I'd do anything to see you again, even for an hour. Happy Father's Day, Daddy. This year I've had more Father's Days without you than the ones when I had you. That's not really a milestone I thought I'd face. I miss you.

Saturday, June 17, 2023

Aint From Here

Last night we talked about a guy who is something like a fifth-generation Mississippian and does business here, but for reasons of his own, chooses to no longer live here.  That happens quite a lot.  Mississippi, as you may know, has a shrinking population.  Despite a steady inflow of immigrants from Asia and Central America, there are more native Mississippians either dying or moving than being born, which keeps our numbers in the red.

One of my favorite parts about Thalia Mara is that she's not from here.  She came from a part of the world that generally doesn't think much of Mississippi, and we fairly recently had been in the news for blowing up a synagog and burying civil rights workers from the part of the world where she was coming from in an earthen dam.  She saw something in Mississippi that people who lived here couldn't.  She saw us as a significant place for ballet, of all things, and brought the world to Mississippi to appreciate dance.

The same is true of Catherine and Richard Freiss.  Their friends must have thought they'd lost their minds when they said where they were going to work.  Millsaps has a pretty great reputation, but it's not great enough to hide the fact that Mississippi is the poorest part of the United States, and we have a reputation for doing terrible things to people from their part of the world.  But still, they came, and generations of students from all over the South are the better for it, and students from around the world are better for the work they did while they were here.

Pop Primos came to Mississippi from Greece.  He could have gone anywhere in the world, but he chose to come here.  I guess in Greece, they didn't know that Mississippi was an economically depressed state, totally dependent on a non-sustainable crop and a caste system that was equally unsustainable.  Pop saw something in Mississippi to make his own, and there he built an empire of restaurants and real estate.

Woody Assaf's parents came from Lebanon at a time when maybe things weren't so great in Lebanon, but they weren't much better in Mississippi.  He could have gone anywhere, but he chose to stay here and became a broadcasting legend.

Stuart Good came here with his teenage son from somewhere like Wisconsin.  Jeff Good did really well at Millsaps.  He could have gone anywhere and done anything, but he saw something in Jackson that a lot of people who have been here for generations couldn't see, and that inspired him to start a business here and raise a family here and make himself a part of the fabric of Mississippi.

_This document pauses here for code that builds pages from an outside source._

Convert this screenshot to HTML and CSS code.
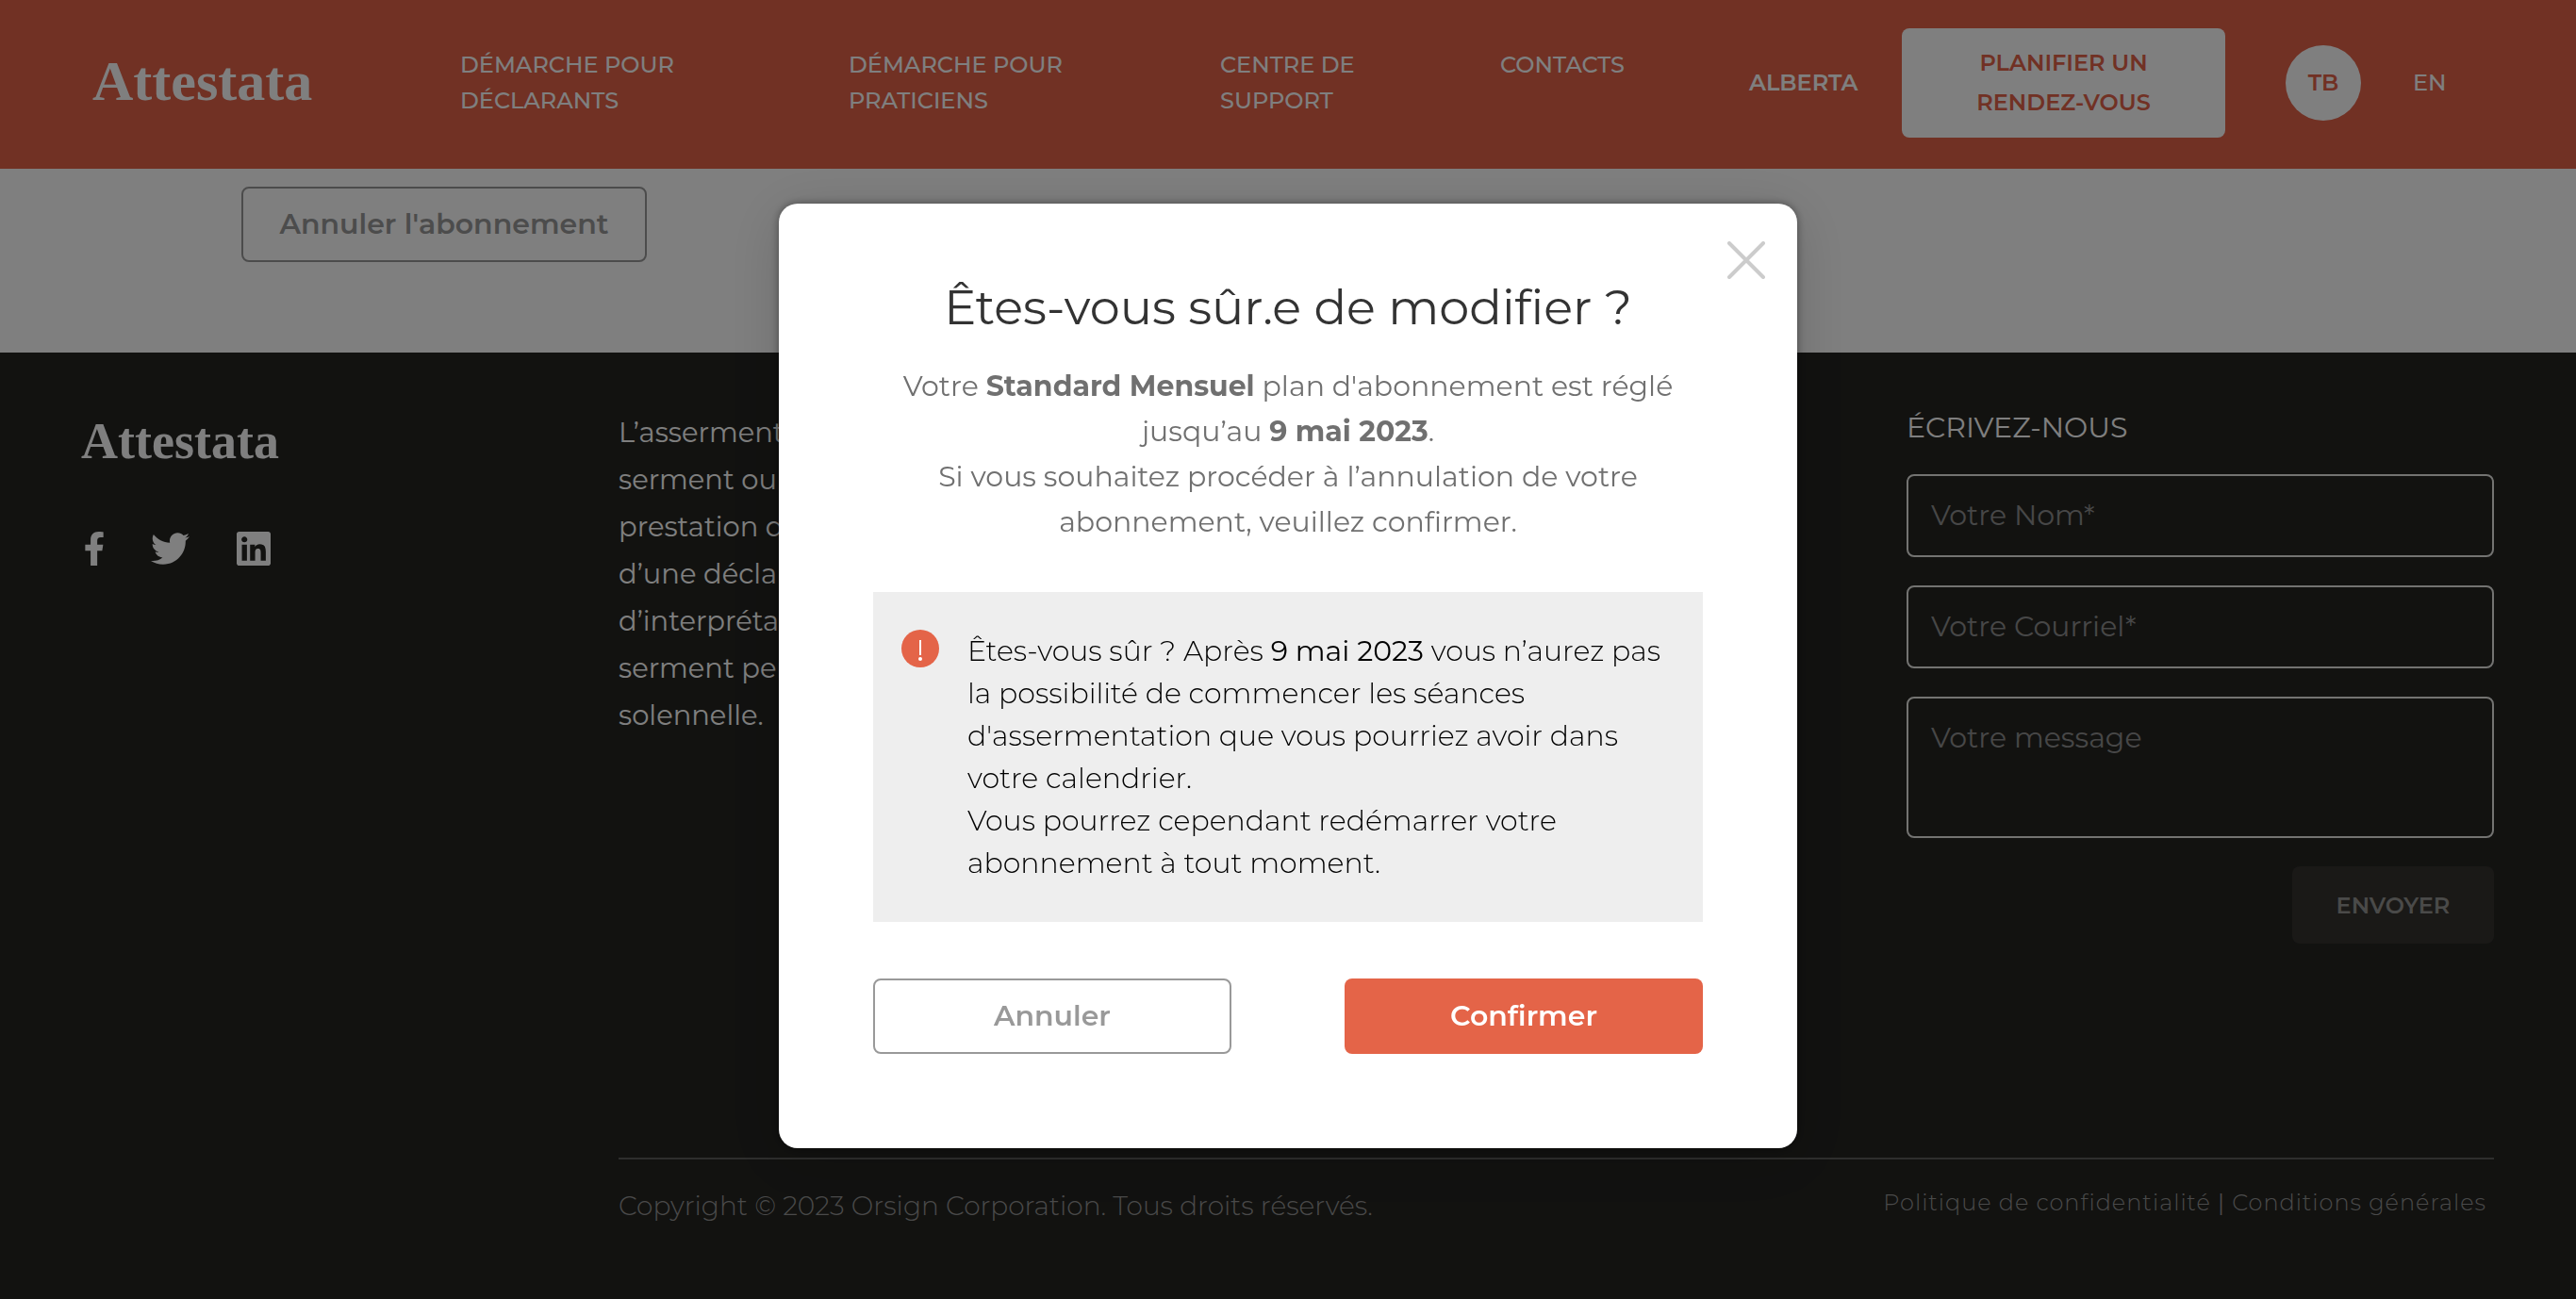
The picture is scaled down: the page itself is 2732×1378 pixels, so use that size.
FILE: index.html
```html
<!DOCTYPE html>
<html lang="fr">
<head>
<meta charset="utf-8">
<title>Attestata</title>
<link rel="stylesheet" href="styles.css">
</head>
<body>
<header class="header">
  <a class="logo" href="#">Attestata</a>
  <a class="nav-link" href="#">DÉMARCHE POUR<br>DÉCLARANTS</a>
  <a class="nav-link" href="#">DÉMARCHE POUR<br>PRATICIENS</a>
  <a class="nav-link" href="#">CENTRE DE<br>SUPPORT</a>
  <a class="nav-link" href="#">CONTACTS</a>
  <div class="tools">
    <a class="region" href="#">ALBERTA</a>
    <button class="book" type="button">PLANIFIER UN<br>RENDEZ-VOUS</button>
    <button class="avatar" type="button">TB</button>
    <a class="lang" href="#">EN</a>
  </div>
</header>

<main class="main">
  <button class="btn btn-outline btn-cancel-plan" type="button">Annuler l'abonnement</button>
</main>

<footer class="footer">
  <div class="brand">
    <a class="logo logo-small" href="#">Attestata</a>
    <div class="social">
      <a href="#" aria-label="Facebook"><svg class="icon-fb" viewBox="22 0 276 512"><path d="M279.14 288l14.22-92.66h-88.91v-60.13c0-25.35 12.42-50.06 52.24-50.06h40.42V6.26S260.43 0 225.36 0c-73.22 0-121.08 44.38-121.08 124.72v70.62H22.89V288h81.39v224h100.17V288z"/></svg></a>
      <a href="#" aria-label="Twitter"><svg class="icon-tw" viewBox="0 48 512 416"><path d="M459.37 151.716c.325 4.548.325 9.097.325 13.645 0 138.72-105.583 298.558-298.558 298.558-59.452 0-114.68-17.219-161.137-47.106 8.447.974 16.568 1.299 25.34 1.299 49.055 0 94.213-16.568 130.274-44.832-46.132-.975-84.792-31.188-98.112-72.772 6.498.974 12.995 1.624 19.818 1.624 9.421 0 18.843-1.3 27.614-3.573-48.081-9.747-84.143-51.98-84.143-102.985v-1.299c13.969 7.797 30.214 12.67 47.431 13.319-28.264-18.843-46.781-51.005-46.781-87.391 0-19.492 5.197-37.36 14.294-52.954 51.655 63.675 129.3 105.258 216.365 109.807-1.624-7.797-2.599-15.918-2.599-24.04 0-57.828 46.782-104.934 104.934-104.934 30.213 0 57.502 12.67 76.67 33.137 23.715-4.548 46.456-13.32 66.599-25.34-7.798 24.366-24.366 44.833-46.132 57.827 21.117-2.273 41.584-8.122 60.426-16.243-14.292 20.791-32.161 39.308-52.628 54.253z"/></svg></a>
      <a href="#" aria-label="LinkedIn"><svg class="icon-in" viewBox="0 32 448 448"><path d="M416 32H31.9C14.3 32 0 46.5 0 64.3v383.4C0 465.5 14.3 480 31.9 480H416c17.6 0 32-14.5 32-32.3V64.3c0-17.8-14.4-32.3-32-32.3zM135.4 416H69V202.2h66.5V416zm-33.2-243c-21.3 0-38.5-17.3-38.5-38.5S80.9 96 102.2 96c21.2 0 38.5 17.3 38.5 38.5 0 21.3-17.2 38.5-38.5 38.5zm282.1 243h-66.4V312c0-24.8-.5-56.7-34.5-56.7-34.6 0-39.9 27-39.9 54.9V416h-66.4V202.2h63.7v29.2h.9c8.9-16.8 30.6-34.5 62.9-34.5 67.2 0 79.7 44.3 79.7 101.9V416z"/></svg></a>
    </div>
  </div>
  <p class="about">L’assermentation<br>serment ou<br>prestation d’un<br>d’une déclaration<br>d’interprétation<br>serment per<br>solennelle.</p>
  <form class="contact">
    <h2 class="contact-title">ÉCRIVEZ-NOUS</h2>
    <input class="field" type="text" placeholder="Votre Nom*" aria-label="Votre Nom">
    <input class="field" type="email" placeholder="Votre Courriel*" aria-label="Votre Courriel">
    <textarea class="field field-area" placeholder="Votre message" aria-label="Votre message"></textarea>
    <button class="send" type="button">ENVOYER</button>
  </form>
  <div class="legal">
    <span class="copyright">Copyright © 2023 Orsign Corporation. Tous droits réservés.</span>
    <span class="links"><a href="#">Politique de confidentialité</a> <b>|</b> <a href="#">Conditions générales</a></span>
  </div>
</footer>

<div class="overlay">
  <section class="modal" role="dialog" aria-modal="true" aria-labelledby="modal-title">
    <button class="close" type="button" aria-label="Fermer"><svg viewBox="0 0 40 40"><path d="M2 2L38 38M38 2L2 38"/></svg></button>
    <h1 class="modal-title" id="modal-title">Êtes-vous sûr.e de modifier ?</h1>
    <p class="modal-text">Votre <strong>Standard Mensuel</strong> plan d'abonnement est réglé<br>jusqu’au <strong>9 mai 2023</strong>.<br>Si vous souhaitez procéder à l’annulation de votre<br>abonnement, veuillez confirmer.</p>
    <div class="alert">
      <svg class="alert-icon" viewBox="0 0 40 40" aria-hidden="true"><circle cx="20" cy="20" r="20"/><path d="M19 11h2v16h-2z"/><circle class="dot" cx="20" cy="31" r="2"/></svg>
      <p class="alert-text">Êtes-vous sûr ? Après <b>9 mai 2023</b> vous n’aurez pas<br>la possibilité de commencer les séances<br>d'assermentation que vous pourriez avoir dans<br>votre calendrier.<br>Vous pourrez cependant redémarrer votre<br>abonnement à tout moment.</p>
    </div>
    <div class="actions">
      <button class="btn btn-outline" type="button">Annuler</button>
      <button class="btn btn-primary" type="button">Confirmer</button>
    </div>
  </section>
</div>
</body>
</html>
```
FILE: styles.css
```css
* { box-sizing: border-box; margin: 0; padding: 0; }
body {
  display: flex; flex-direction: column; min-height: 100vh;
  font-family: Montserrat, Inter, "Open Sans", sans-serif;
  font-size: 30px; color: #333; background: #fff;
}
a { color: inherit; text-decoration: none; }
button, input, textarea { font: inherit; color: inherit; border: 0; background: none; }
button { cursor: pointer; }
svg { display: block; }

.header {
  display: grid; grid-template-columns: 390fr 412fr 394fr 297fr 264fr auto;
  align-items: center; padding: 30px 139px 33px 98px;
  background: #e26249; color: #fff;
  font-size: 24px; font-weight: 500; line-height: 38px;
}
.logo { font-family: "Liberation Serif", serif; font-weight: 700; font-size: 60px; line-height: 56px; padding-bottom: 4px; }
.nav-link { min-height: 76px; }
.tools { display: flex; align-items: center; }
.region { width: 162px; font-weight: 600; }
.book {
  width: 343px; padding: 16px; margin-right: 64px; border-radius: 8px;
  background: #fff; color: #e26249; font-weight: 600; line-height: 42px;
}
.avatar { width: 80px; height: 80px; margin-right: 55px; border-radius: 50%; background: #fff; color: #e26249; font-weight: 600; }
.lang { width: 34px; }

.main { padding: 19px 256px 96px; }
.btn { height: 80px; padding-bottom: 2px; border-radius: 8px; font-weight: 600; }
.btn-outline { border: 2px solid #999; color: #999; }
.btn-primary { background: #e46448; color: #fff; }
.btn-cancel-plan { width: 430px; }

.footer {
  flex: 1; display: grid; grid-template-columns: 570px 1366fr 623fr; align-content: start;
  padding: 60px 87px 60px 86px; background: #242421; color: #fff;
}
.logo-small { display: block; font-size: 54px; line-height: 60px; padding-bottom: 0; }
.brand { padding-top: 4px; }
.social { display: flex; align-items: center; gap: 50px; margin-top: 66px; padding-left: 4px; fill: #fff; }
.icon-fb { width: 20px; height: 36px; }
.icon-tw { width: 41px; height: 34px; }
.icon-in { width: 36px; height: 36px; }
.about { font-size: 29px; line-height: 50px; }
.contact { display: grid; gap: 30px; }
.contact-title { font-size: 30px; font-weight: 400; line-height: 39px; }
.field {
  width: 100%; height: 88px; padding: 0 24px 2px; border: 2px solid #e6e6e2; border-radius: 8px;
  font-weight: 400; line-height: 40px; outline: 0;
}
.field::placeholder { color: #8e8e8e; opacity: 1; }
.field-area { display: block; height: 150px; padding-top: 22px; resize: none; }
.send {
  justify-self: end; width: 214px; height: 82px; border-radius: 8px;
  background: #34322f; color: #959592; font-size: 24px; font-weight: 600;
}
.legal {
  grid-column: 2 / 4; display: flex; justify-content: space-between; align-items: flex-start;
  margin-top: 227px; padding: 29px 8px 0 0; border-top: 2px solid #5c5c5a;
  font-size: 28px; font-weight: 300; line-height: 40px; color: #959595;
}
.links { font-size: 24px; line-height: 34px; letter-spacing: 1px; }

.overlay {
  position: fixed; inset: 0; display: grid; place-items: center;
  padding-top: 56px; background: rgba(0, 0, 0, .5);
}
.modal {
  position: relative; width: 1080px; padding: 80px 100px 100px; border-radius: 20px; background: #fff;
  box-shadow: 0 0 10px rgba(0, 0, 0, .4), 0 10px 60px rgba(0, 0, 0, .15);
}
.close { position: absolute; top: 40px; right: 34px; width: 40px; height: 40px; }
.close svg { stroke: #ccc; stroke-width: 4; stroke-linecap: round; }
.modal-title { font-size: 51px; font-weight: 400; line-height: 60px; text-align: center; }
.modal-text { margin: 30px -20px 50px; line-height: 48px; font-weight: 400; text-align: center; color: #707070; }
.modal-text strong { font-weight: 700; }
.alert { display: flex; gap: 30px; padding: 40px 30px; background: #eee; color: #000; }
.alert-icon { flex: none; width: 40px; height: 40px; fill: #e46448; }
.alert-icon path, .alert-icon .dot { fill: #fff; }
.alert-text { line-height: 45px; font-weight: 300; white-space: nowrap; }
.alert-text b { font-weight: 400; }
.actions { display: grid; grid-template-columns: 1fr 1fr; gap: 120px; margin-top: 60px; }
```
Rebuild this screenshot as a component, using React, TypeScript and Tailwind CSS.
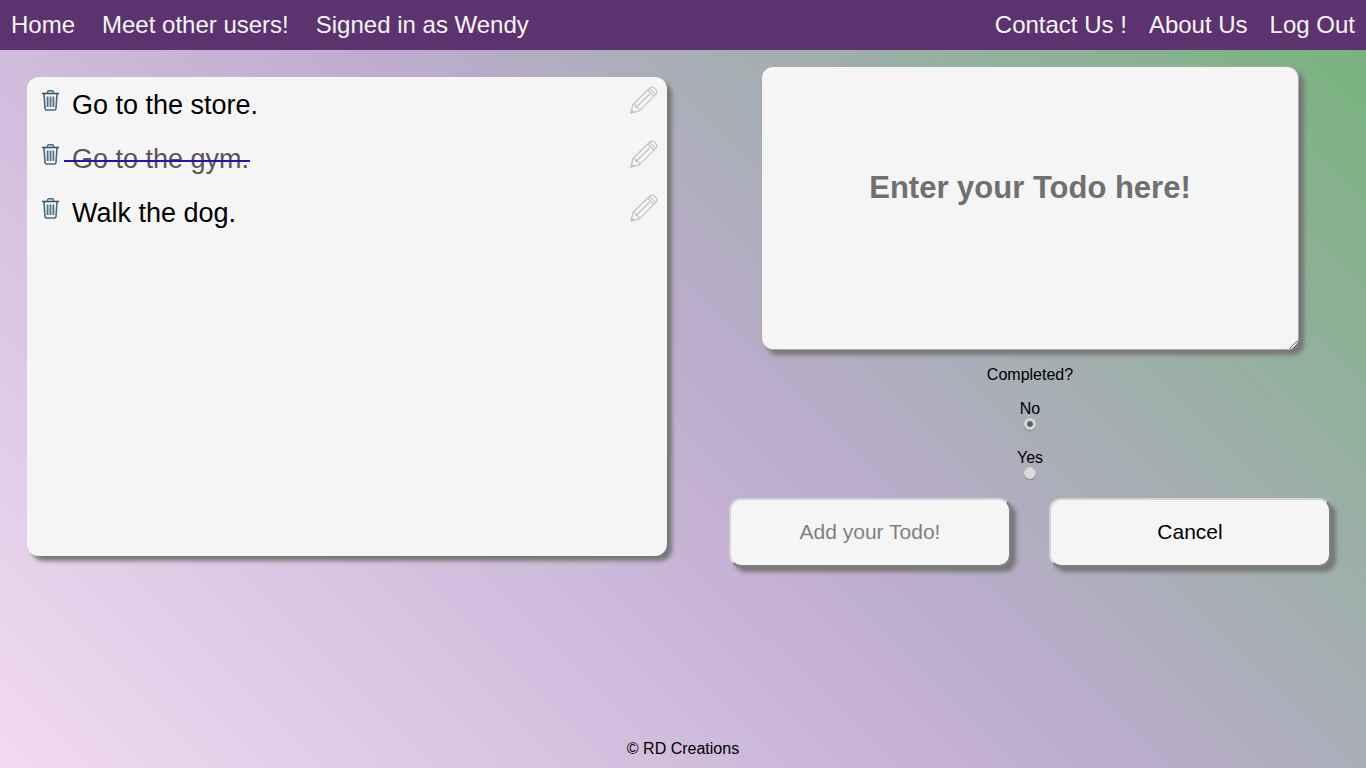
import { useState } from "react";

type Todo = { id: number; text: string; done: boolean };

const todos: Todo[] = [
  { id: 1, text: "Go to the store.", done: false },
  { id: 2, text: "Go to the gym.", done: true },
  { id: 3, text: "Walk the dog.", done: false },
];

function TrashIcon() {
  return (
    <svg width="17" height="21" viewBox="0 0 17 21" fill="none" aria-hidden="true">
      <path d="M0 3.500h17" stroke="#2f566d" strokeWidth="1.600" />
      <path d="M5.500 3.200V2.200Q5.500.8 6.900.8h3.200q1.400 0 1.400 1.400v1" stroke="#47697e" strokeWidth="1.400" />
      <path d="M2 4l1 14.500q.2 1.500 1.500 1.500h8q1.300 0 1.500-1.500L15 4" stroke="#45687e" strokeWidth="1.600" />
      <path d="M5.600 6.500v10.500M8.500 6.500v10.500M11.400 6.500v10.500" stroke="#527287" strokeWidth="1.800" />
    </svg>
  );
}

function PencilIcon() {
  return (
    <svg width="28" height="28" viewBox="0 0 28 28" fill="none" stroke="#c4c4c4" strokeWidth="1.200" aria-hidden="true">
      <path d="M1 27l2-8.500L20 1.800q2.600-2 5.200.8t1 5.200L9.500 24.800z" strokeLinejoin="round" />
      <path d="M3 18.500q3 0 3 3 3.200 0 3.500 3.300M6 21.500L20 7.700" />
      <path d="M17.700 4l6.300 6.300M19.500 2.300l6.300 6.300" />
      <path d="M1 27l.7-3 2.300 2.300z" fill="#c4c4c4" />
    </svg>
  );
}

function NavLink({ children }: { children: string }) {
  return (
    <a href="#" className="text-[#f5f5f5]">
      {children}
    </a>
  );
}

function TodoRow({ todo }: { todo: Todo }) {
  return (
    <li className="flex h-[54px] items-start pr-[9px] pl-[15px]">
      <button type="button" aria-label={`Delete ${todo.text}`} className="mt-[13px] shrink-0">
        <TrashIcon />
      </button>
      <span
        className={
          todo.done
            ? "relative ml-[13px] mt-[12px] leading-[32px] text-[#5d5457] after:absolute after:-left-2 after:-right-px after:top-[17px] after:h-[2px] after:bg-[#2a12b0]"
            : "ml-[13px] mt-[12px] leading-[32px] text-black"
        }
      >
        {todo.text}
      </span>
      <button type="button" aria-label={`Edit ${todo.text}`} className="mt-[9px] ml-auto shrink-0">
        <PencilIcon />
      </button>
    </li>
  );
}

type RadioProps = { label: string; checked: boolean; onSelect: () => void };

function CompletedRadio({ label, checked, onSelect }: RadioProps) {
  return (
    <label className="flex flex-col items-center leading-[18px]">
      {label}
      <input
        type="radio"
        name="completed"
        checked={checked}
        onChange={onSelect}
        className="h-3 w-3 appearance-none rounded-full border border-[#d2d2d2] bg-[#dadada] shadow-[0_1px_1px_#858585] checked:bg-[radial-gradient(circle,#5c5c5c_0_2px,#e2e2e2_4px)]"
      />
    </label>
  );
}

const actionButton =
  "h-[69px] flex-1 rounded-xl border-2 border-t-[#d3d3d3] border-l-[#d3d3d3] border-r-[#808080] border-b-[#808080] bg-[#f5f5f5] pb-[2px] text-[21px] shadow-[5px_5px_4px_#777]";

export default function App() {
  const [text, setText] = useState("");
  const [completed, setCompleted] = useState("no");

  return (
    <div className="flex min-h-screen flex-col bg-[linear-gradient(45deg,#f2daf2,#beaccf_51%,#75b37a)] font-['Liberation_Sans',Arial,sans-serif] text-base text-black">
      <nav className="flex h-[50px] items-center justify-between bg-[#5c336e] px-[11px] text-2xl">
        <div className="flex gap-[27px]">
          <NavLink>Home</NavLink>
          <NavLink>Meet other users!</NavLink>
          <span className="text-[#f5f5f5]">Signed in as Wendy</span>
        </div>
        <div className="flex gap-[22px]">
          <NavLink>Contact Us !</NavLink>
          <NavLink>About Us</NavLink>
          <NavLink>Log Out</NavLink>
        </div>
      </nav>

      <main className="grid flex-1 grid-cols-[320fr_301fr] items-start gap-[62px] pr-[35px] pl-[27px]">
        <ul className="mt-[27px] min-h-[479px] rounded-xl bg-[#f5f5f5] text-[27px] shadow-[5px_5px_4px_#777]">
          {todos.map((todo) => (
            <TodoRow key={todo.id} todo={todo} />
          ))}
        </ul>

        <form className="mt-4 flex flex-col items-center" onSubmit={(e) => e.preventDefault()}>
          <textarea
            aria-label="Todo"
            placeholder="Enter your Todo here!"
            value={text}
            onChange={(e) => setText(e.target.value)}
            className="h-[284px] w-[538px] max-w-full rounded-xl border border-[#a9a9a9] bg-[#f5f5f5] px-2 pt-[102px] text-center text-[31px] leading-[37px] font-bold shadow-[5px_5px_4px_#777] placeholder:text-[#707070]"
          />
          <fieldset className="mt-4 flex flex-col items-center">
            <legend className="mx-auto mb-4 leading-[18px]">Completed?</legend>
            <div className="flex flex-col gap-[19px]">
              <CompletedRadio label="No" checked={completed === "no"} onSelect={() => setCompleted("no")} />
              <CompletedRadio label="Yes" checked={completed === "yes"} onSelect={() => setCompleted("yes")} />
            </div>
          </fieldset>
          <div className="mt-[19px] flex w-full gap-[38px]">
            <button type="submit" disabled className={`${actionButton} text-[#808080]`}>
              Add your Todo!
            </button>
            <button type="button" className={`${actionButton} text-black`}>
              Cancel
            </button>
          </div>
        </form>
      </main>

      <footer className="pb-[10px] text-center leading-[18px]">© RD Creations</footer>
    </div>
  );
}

Peter DeBeukelaer came from Belgium, where his family had a successful business since the civil war.  He had an idea for a new product and wanted a place to make it a reality, and he chose Mississippi even though he could have gone anywhere.  

Mississippi is still a very troubled place.  It probably always will be.  There are still opportunities here.  Sometimes it's hard for the people who have been here for generations to see it, but it's still very real.  There are stories of successful immigrants to Mississippi starting today and tomorrow in areas that those of us who have been here a while might never see.    Sometimes, the keys to success is a fresh pair of eyes.